森氏は、スコセッシ監督作品「タクシードライバー」に出てくる、ロバート・デニーロ扮する主人公トラビスが、腕の動力で拳銃が手元に飛び出す「仕込み」装置を自作したシーンを参考に、仕込みiPhoneを作製。森氏自身も出演するコミカルな仕込みiPhone紹介動画が話題となり、250万件の視聴数を誇る。現在は5号機を試作中で、20種類の仕込みiPhoneを作ることが目標だそうだ。森氏いわく、仕込みiPhoneは社会に自分自身を発信する動機付けであり、社会とつなぐツールだと言う。このアイデンティティに賛同した海外の人から応援メッセージが届いたこともあった。彼自身のキャラクターと、そこから生まれる装置全てを含めて、一つの作品だと感じられた。
白久レイエス樹氏率いるチームスケルトニクスは、搭乗型外骨格(パワードスーツ)スケルトニクスを開発した。注目の点は、動力を電力に頼らず、搭乗している人物による人力のみで動作することだ。

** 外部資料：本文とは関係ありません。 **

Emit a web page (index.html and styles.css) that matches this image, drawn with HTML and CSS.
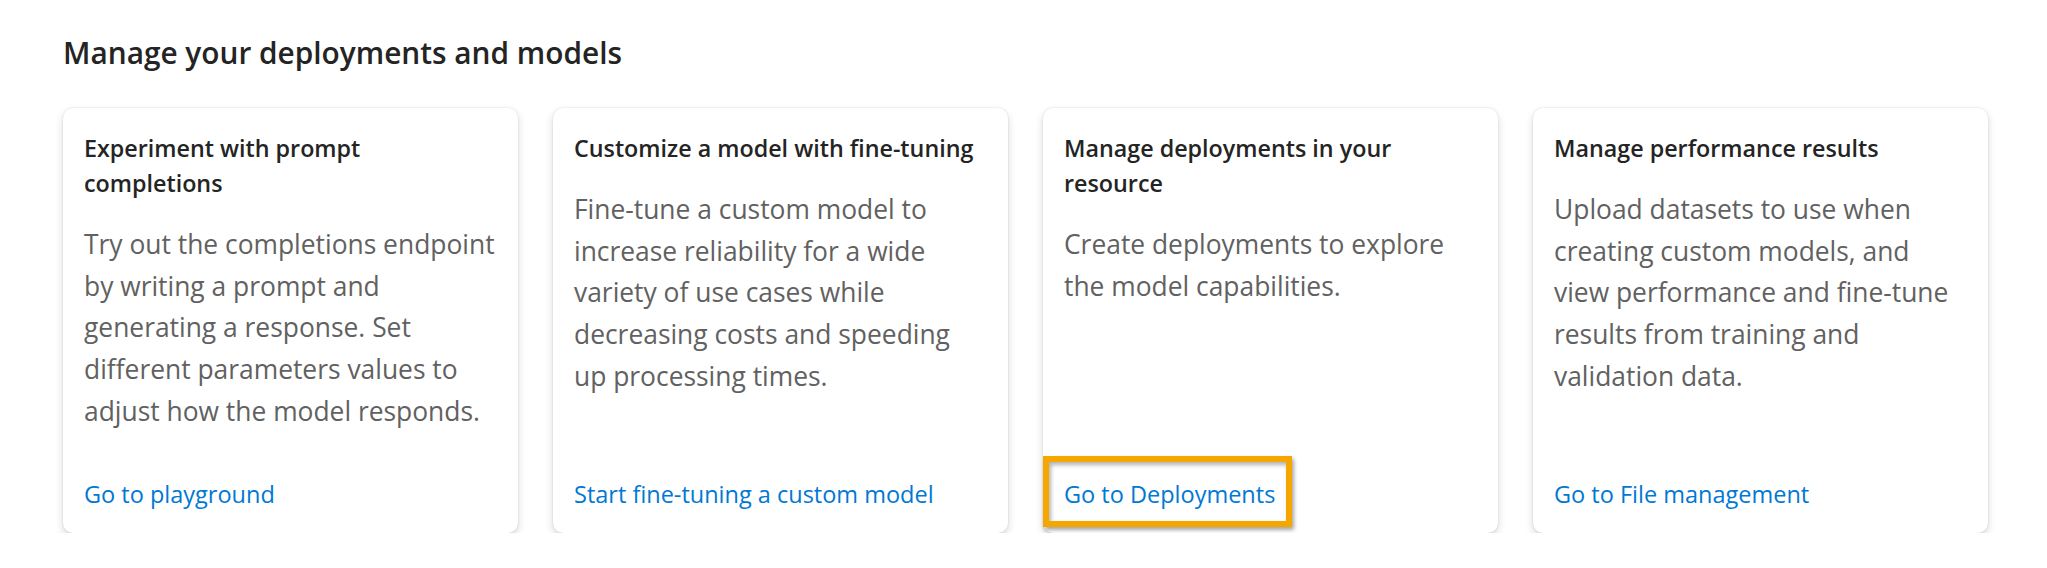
FILE: index.html
```html
<!DOCTYPE html>
<html lang="en">
<head>
<meta charset="utf-8">
<title>Manage your deployments and models</title>
<link rel="stylesheet" href="styles.css">
</head>
<body>
<main class="page">
  <h2 class="section-title">Manage your deployments and models</h2>
  <div class="cards">
    <section class="card">
      <h3 class="card-title">Experiment with prompt completions</h3>
      <p class="card-text">Try out the completions endpoint by writing a prompt and generating a response. Set different parameters values to adjust how the model responds.</p>
      <a class="card-link" href="#">Go to playground</a>
    </section>
    <section class="card">
      <h3 class="card-title">Customize a model with fine-tuning</h3>
      <p class="card-text">Fine-tune a custom model to increase reliability for a wide variety of use cases while decreasing costs and speeding up processing times.</p>
      <a class="card-link" href="#">Start fine-tuning a custom model</a>
    </section>
    <section class="card">
      <h3 class="card-title">Manage deployments in your resource</h3>
      <p class="card-text">Create deployments to explore the model capabilities.</p>
      <a class="card-link" href="#">Go to Deployments</a>
      <span class="highlight"></span>
    </section>
    <section class="card">
      <h3 class="card-title">Manage performance results</h3>
      <p class="card-text">Upload datasets to use when creating custom models, and view performance and fine-tune results from training and validation data.</p>
      <a class="card-link" href="#">Go to File management</a>
    </section>
  </div>
</main>
</body>
</html>
```
FILE: styles.css
```css
html, body {
  margin: 0;
  padding: 0;
  background: #ffffff;
}

body {
  font-family: "Open Sans", "Noto Sans", "Liberation Sans", sans-serif;
  color: #242424;
}

.page {
  padding: 33px 63px 0 63px;
}

.section-title {
  margin: 0;
  font-size: 29.8px;
  font-weight: 600;
  line-height: 40px;
  color: #242424;
}

.cards {
  margin-top: 35px;
  display: grid;
  grid-template-columns: repeat(4, 455px);
  column-gap: 35px;
}

.card {
  position: relative;
  box-sizing: border-box;
  height: 425px;
  padding: 23px 21px 21px 21px;
  background: #ffffff;
  border-radius: 10px;
  box-shadow: 0 0 2px rgba(0, 0, 0, 0.14), 0 4px 9px rgba(0, 0, 0, 0.15);
  display: flex;
  flex-direction: column;
}

.card-title {
  margin: 0;
  font-size: 23.3px;
  font-weight: 600;
  line-height: 35px;
  color: #242424;
}

.card-text {
  margin: 23px 0 0 0;
  font-size: 26.4px;
  line-height: 41.7px;
  color: #616161;
}

.card-link {
  margin-top: auto;
  font-size: 23.5px;
  line-height: 36px;
  color: #0078d4;
  text-decoration: none;
  align-self: flex-start;
}

.highlight {
  position: absolute;
  left: 0;
  bottom: 6px;
  width: 249px;
  height: 71px;
  box-sizing: border-box;
  border: 6px solid #f5a700;
  box-shadow: 2px 3px 4px rgba(0, 0, 0, 0.35), inset 2px 3px 4px rgba(0, 0, 0, 0.3);
  pointer-events: none;
}
```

素材はアルミフレームで、全体で25キロほどの重量となり、身体全体の拡大に成功しており、ダイナミックな動きを表現することができる。今後のさらなる進歩により、多様な業界での貢献に期待が寄せられるが、白久レイエス樹氏は、映画「トランスフォーマー」が好きで、車に変形できるスケルトニクスを開発したいと述べていた。
3氏の活動は、日本国内はもとより、海外からも好評を受けている。池内氏は、主に欧州からの展示依頼が多いという。森氏は、フランス人記者から密着取材をされた。白久氏には、国を問わずスケルトニクスの図面を見せてほしいとのメールがよく届く。彼らが共通して認識していることは、日本では実用的なことばかりが求められるが、海外ではアイデア自体を評価されることが多く、海外の方が手応えがあることだ。活躍の舞台はドメスティックに留まらない。良いモノは国を超えて評価されるようになった。しかし、海外で評価されて初めて、国内で注目を浴びる「逆輸入」のような形を最良とは考えていない。国内で評価され海外に出る。国内で、良いモノを生み出している個人やグループを、積極的に取り上げて欲しいというのが3氏の総意であった。